Your EPF balance can feel like a tax-free pool of savings — and often it is. But withdraw before completing five years of continuous service, and a chunk of it can become taxable, with TDS deducted at source. Here's how the rules actually work.
The 5-Year Continuous Service Rule
The single most important factor in EPF withdrawal taxation is whether you have completed five years of continuous service. "Continuous" here includes service across multiple employers, as long as your EPF balance was transferred (not withdrawn) when you switched jobs — the clock does not reset just because you changed companies, provided the account was transferred.
When EPF Withdrawal Is Fully Tax-Free
If you withdraw your EPF accumulation (employer + employee contributions + interest) after completing five years of continuous service, the entire amount is exempt from tax under Section 10(12), regardless of the amount. This is also the case if withdrawal happens due to:
- Cessation of employment due to ill health
- Discontinuation of the employer's business
- Any other cause beyond the employee's control (as specified under the EPF scheme rules)
When It's Taxable — and the TDS Rules
If you withdraw before completing five years of continuous service (other than the exceptions above), the withdrawal becomes taxable, and the components are treated differently:
| Component of Withdrawal | Tax Treatment if Withdrawn Before 5 Years |
| Employee's own contribution | Not taxable (your own money), but any 80C deduction claimed in earlier years on this contribution is reversed and taxed |
| Employer's contribution + interest on it | Taxable as "Income from Salary" (Profits in lieu of salary) |
| Interest on employee's own contribution | Taxable as "Income from Other Sources" |
On top of this, TDS under Section 192A applies if the withdrawal amount exceeds ₹50,000 and the employee has not completed 5 years of service:
- 10% TDS if PAN is furnished (and Form 15G/15H is not applicable or submitted)
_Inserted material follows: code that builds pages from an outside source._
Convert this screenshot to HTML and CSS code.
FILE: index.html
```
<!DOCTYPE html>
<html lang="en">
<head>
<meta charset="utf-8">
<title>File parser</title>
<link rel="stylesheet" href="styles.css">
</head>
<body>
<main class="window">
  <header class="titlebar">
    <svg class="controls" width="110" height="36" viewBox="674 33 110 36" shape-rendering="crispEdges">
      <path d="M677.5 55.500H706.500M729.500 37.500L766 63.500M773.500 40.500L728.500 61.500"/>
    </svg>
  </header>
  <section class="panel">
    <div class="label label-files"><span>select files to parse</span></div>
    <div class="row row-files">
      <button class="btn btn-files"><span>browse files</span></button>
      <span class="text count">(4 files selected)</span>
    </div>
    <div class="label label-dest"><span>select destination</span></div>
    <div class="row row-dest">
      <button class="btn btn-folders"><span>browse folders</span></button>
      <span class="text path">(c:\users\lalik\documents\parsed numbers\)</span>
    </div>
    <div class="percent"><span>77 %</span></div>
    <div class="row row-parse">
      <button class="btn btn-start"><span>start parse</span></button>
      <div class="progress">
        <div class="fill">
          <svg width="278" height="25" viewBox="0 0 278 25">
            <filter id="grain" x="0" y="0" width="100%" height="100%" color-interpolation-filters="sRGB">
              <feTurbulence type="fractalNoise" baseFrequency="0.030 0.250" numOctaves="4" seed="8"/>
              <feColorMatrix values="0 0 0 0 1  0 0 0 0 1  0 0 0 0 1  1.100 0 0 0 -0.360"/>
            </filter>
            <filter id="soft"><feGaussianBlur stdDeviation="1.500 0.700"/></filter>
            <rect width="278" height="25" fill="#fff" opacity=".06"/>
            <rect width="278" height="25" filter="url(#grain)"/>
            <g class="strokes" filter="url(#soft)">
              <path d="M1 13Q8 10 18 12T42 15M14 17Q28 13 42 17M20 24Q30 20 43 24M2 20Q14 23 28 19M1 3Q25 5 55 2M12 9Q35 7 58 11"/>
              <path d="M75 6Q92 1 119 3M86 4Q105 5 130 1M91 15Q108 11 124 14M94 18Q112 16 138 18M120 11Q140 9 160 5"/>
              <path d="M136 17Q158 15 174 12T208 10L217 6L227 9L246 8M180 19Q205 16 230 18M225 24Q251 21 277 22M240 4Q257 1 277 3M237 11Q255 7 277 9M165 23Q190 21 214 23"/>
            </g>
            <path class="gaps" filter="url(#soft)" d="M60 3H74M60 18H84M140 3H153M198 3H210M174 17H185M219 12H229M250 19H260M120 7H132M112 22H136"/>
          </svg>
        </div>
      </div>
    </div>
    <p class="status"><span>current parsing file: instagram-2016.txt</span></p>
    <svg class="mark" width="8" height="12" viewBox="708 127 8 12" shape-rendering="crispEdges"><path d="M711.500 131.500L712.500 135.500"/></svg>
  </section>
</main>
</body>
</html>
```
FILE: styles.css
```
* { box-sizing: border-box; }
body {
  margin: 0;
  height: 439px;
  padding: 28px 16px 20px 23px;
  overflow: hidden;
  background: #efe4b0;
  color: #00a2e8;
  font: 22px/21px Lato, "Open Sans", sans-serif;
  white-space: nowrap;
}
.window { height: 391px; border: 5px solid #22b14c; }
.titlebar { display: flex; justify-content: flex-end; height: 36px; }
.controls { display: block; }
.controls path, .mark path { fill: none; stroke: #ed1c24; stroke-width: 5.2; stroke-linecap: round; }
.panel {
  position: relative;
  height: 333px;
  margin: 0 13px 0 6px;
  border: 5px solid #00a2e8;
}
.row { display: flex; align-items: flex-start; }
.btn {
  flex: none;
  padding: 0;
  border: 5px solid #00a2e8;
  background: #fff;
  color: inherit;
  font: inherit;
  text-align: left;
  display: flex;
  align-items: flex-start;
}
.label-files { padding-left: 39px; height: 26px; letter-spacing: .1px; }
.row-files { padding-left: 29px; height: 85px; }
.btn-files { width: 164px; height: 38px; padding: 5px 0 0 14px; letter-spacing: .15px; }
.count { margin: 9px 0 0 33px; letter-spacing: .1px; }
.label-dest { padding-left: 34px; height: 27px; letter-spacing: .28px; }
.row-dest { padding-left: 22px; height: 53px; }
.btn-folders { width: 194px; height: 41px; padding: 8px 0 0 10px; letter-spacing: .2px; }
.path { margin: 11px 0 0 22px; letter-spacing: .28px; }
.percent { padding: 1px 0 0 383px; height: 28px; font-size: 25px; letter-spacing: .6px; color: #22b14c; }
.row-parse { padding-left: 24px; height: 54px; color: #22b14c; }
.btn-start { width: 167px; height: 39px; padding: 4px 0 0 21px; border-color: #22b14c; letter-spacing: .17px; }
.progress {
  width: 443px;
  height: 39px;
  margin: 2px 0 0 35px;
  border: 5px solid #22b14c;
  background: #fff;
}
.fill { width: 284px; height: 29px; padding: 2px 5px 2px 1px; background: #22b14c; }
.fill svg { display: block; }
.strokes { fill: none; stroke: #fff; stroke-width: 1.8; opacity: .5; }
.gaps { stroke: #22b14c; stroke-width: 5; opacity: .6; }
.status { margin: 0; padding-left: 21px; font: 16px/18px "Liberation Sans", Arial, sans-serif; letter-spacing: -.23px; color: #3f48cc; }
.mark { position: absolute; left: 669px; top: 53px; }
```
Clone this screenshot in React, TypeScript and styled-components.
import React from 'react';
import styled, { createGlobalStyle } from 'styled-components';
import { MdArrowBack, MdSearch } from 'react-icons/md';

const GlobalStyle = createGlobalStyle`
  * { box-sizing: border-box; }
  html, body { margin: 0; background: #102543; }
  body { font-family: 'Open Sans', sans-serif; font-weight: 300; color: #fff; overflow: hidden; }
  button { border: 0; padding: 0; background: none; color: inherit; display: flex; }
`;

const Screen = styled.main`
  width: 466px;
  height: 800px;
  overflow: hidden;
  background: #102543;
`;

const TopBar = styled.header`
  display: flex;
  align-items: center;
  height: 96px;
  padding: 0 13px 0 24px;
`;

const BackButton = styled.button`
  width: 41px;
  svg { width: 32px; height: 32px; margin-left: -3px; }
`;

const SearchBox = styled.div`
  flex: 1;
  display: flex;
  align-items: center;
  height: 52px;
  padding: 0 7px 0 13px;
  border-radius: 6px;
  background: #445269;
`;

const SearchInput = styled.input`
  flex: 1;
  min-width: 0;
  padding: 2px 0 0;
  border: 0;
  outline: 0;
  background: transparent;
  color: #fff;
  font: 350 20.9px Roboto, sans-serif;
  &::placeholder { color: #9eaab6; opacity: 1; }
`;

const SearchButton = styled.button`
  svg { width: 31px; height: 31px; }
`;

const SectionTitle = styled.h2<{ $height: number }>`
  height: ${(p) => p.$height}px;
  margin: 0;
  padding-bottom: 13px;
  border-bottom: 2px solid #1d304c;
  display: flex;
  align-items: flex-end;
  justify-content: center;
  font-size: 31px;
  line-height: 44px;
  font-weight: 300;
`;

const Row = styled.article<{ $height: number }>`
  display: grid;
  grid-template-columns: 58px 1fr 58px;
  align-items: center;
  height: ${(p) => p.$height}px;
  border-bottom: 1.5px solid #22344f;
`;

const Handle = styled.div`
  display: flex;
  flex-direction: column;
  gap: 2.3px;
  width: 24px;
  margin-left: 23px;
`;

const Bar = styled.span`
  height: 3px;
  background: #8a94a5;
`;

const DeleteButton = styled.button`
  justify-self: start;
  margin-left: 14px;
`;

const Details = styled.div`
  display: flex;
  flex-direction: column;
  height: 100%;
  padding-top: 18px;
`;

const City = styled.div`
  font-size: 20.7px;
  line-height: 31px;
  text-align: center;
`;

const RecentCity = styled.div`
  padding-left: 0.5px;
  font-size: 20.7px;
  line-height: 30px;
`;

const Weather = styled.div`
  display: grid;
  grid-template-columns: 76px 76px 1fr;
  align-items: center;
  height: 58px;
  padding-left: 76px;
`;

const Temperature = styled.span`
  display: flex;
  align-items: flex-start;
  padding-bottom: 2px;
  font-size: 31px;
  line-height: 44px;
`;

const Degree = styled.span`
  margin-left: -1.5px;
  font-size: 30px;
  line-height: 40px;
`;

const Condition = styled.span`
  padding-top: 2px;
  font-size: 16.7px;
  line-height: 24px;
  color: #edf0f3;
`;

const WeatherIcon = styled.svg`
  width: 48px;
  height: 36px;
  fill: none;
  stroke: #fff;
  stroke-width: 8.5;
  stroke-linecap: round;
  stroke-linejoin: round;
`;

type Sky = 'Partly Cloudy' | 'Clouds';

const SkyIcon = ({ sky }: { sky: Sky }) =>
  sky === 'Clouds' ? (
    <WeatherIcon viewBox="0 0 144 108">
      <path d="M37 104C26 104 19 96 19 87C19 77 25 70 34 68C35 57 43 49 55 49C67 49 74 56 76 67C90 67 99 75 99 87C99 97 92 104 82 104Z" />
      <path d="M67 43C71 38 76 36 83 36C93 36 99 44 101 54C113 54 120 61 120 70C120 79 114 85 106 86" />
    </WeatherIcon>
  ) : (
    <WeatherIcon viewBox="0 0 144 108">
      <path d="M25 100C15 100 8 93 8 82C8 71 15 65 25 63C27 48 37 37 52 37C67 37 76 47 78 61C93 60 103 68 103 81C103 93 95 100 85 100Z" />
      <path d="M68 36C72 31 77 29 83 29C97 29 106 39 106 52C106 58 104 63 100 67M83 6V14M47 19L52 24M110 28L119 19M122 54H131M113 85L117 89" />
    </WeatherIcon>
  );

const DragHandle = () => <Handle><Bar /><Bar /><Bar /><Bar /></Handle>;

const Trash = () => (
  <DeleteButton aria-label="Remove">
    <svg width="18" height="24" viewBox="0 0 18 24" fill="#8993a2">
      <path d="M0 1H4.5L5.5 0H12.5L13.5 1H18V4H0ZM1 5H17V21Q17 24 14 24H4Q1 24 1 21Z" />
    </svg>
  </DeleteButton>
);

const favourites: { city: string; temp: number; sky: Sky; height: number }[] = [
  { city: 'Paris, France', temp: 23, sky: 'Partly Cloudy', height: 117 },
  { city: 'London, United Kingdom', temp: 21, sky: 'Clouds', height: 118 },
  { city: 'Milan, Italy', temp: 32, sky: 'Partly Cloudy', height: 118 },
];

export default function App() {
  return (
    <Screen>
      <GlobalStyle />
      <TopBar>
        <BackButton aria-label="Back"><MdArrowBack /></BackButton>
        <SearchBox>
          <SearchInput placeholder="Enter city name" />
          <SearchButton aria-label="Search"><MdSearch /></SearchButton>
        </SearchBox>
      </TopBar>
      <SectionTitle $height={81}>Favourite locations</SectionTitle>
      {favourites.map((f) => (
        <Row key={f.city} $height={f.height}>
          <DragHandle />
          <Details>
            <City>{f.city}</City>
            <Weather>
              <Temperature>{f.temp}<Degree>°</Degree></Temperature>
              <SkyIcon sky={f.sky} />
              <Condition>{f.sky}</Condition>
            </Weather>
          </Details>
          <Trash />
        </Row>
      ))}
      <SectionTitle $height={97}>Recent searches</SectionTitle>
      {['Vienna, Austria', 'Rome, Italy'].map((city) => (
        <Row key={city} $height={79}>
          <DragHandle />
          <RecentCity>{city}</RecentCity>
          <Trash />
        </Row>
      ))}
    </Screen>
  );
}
- Maximum marginal rate (treated as if no PAN) if PAN is not furnished
- No TDS if the employee submits Form 15G/15H (declaring income below the taxable threshold) and PAN is furnished
⚠ Reversal of 80C benefit: If you had claimed deduction under Section 80C for your own EPF contributions in earlier years and then withdraw before 5 years, that earlier deduction is effectively reversed — the withdrawn employee contribution becomes taxable in the year of withdrawal to the extent 80C benefit was claimed on it.
Transfer vs Withdrawal When You Switch Jobs
When you change employers, the better option is almost always to transfer your EPF balance to the new employer's EPF account (via the UAN-based online transfer process) rather than withdrawing it. Transferring preserves the continuity of service for the 5-year rule and avoids any TDS or taxability questions. See our guide on tax implications of switching jobs mid-year for the broader picture, including Form 12B.
Interest on Contributions Above ₹2.5 Lakh
Since FY 2021-22, interest earned on an employee's own EPF/VPF contributions exceeding ₹2.5 lakh in a financial year (₹5 lakh if there is no employer contribution, such as for government employees in certain schemes) is taxable annually as "Income from Other Sources" — even if the EPF account itself is not withdrawn. This primarily affects high earners making large voluntary provident fund (VPF) contributions.
Frequently Asked Questions
If I switch jobs after 3 years and transfer my EPF to the new employer, does the 5-year clock restart? ▼
No. If your EPF balance is transferred (not withdrawn) to the new employer's EPF account using your UAN, the period of service with the previous employer is added to the period with the new employer for the purpose of the 5-year continuous service rule. The clock only effectively "resets" if you withdraw the balance instead of transferring it.
Is TDS deducted on EPF withdrawal if my total income is below the taxable limit? ▼
TDS under Section 192A on premature EPF withdrawal (above ₹50,000) can be avoided if you submit Form 15G (or Form 15H for senior citizens) along with your PAN, declaring that your total income for the year is below the basic exemption limit. Without this declaration, TDS at 10% (with PAN) will be deducted even if your overall income is non-taxable — though you can claim a refund of this TDS when filing your ITR.
Does the 5-year rule apply separately to the EPS (pension) component? ▼
The Employees' Pension Scheme (EPS) has its own withdrawal rules separate from EPF — broadly, withdrawal benefit from EPS is available before 10 years of service (subject to conditions), while after 10 years a monthly pension becomes payable instead of a lump sum. The taxability discussion in this article focuses on the EPF (Provident Fund) corpus, not the EPS pension component, which is governed by separate rules under the EPS scheme and Income Tax Act provisions for pension income.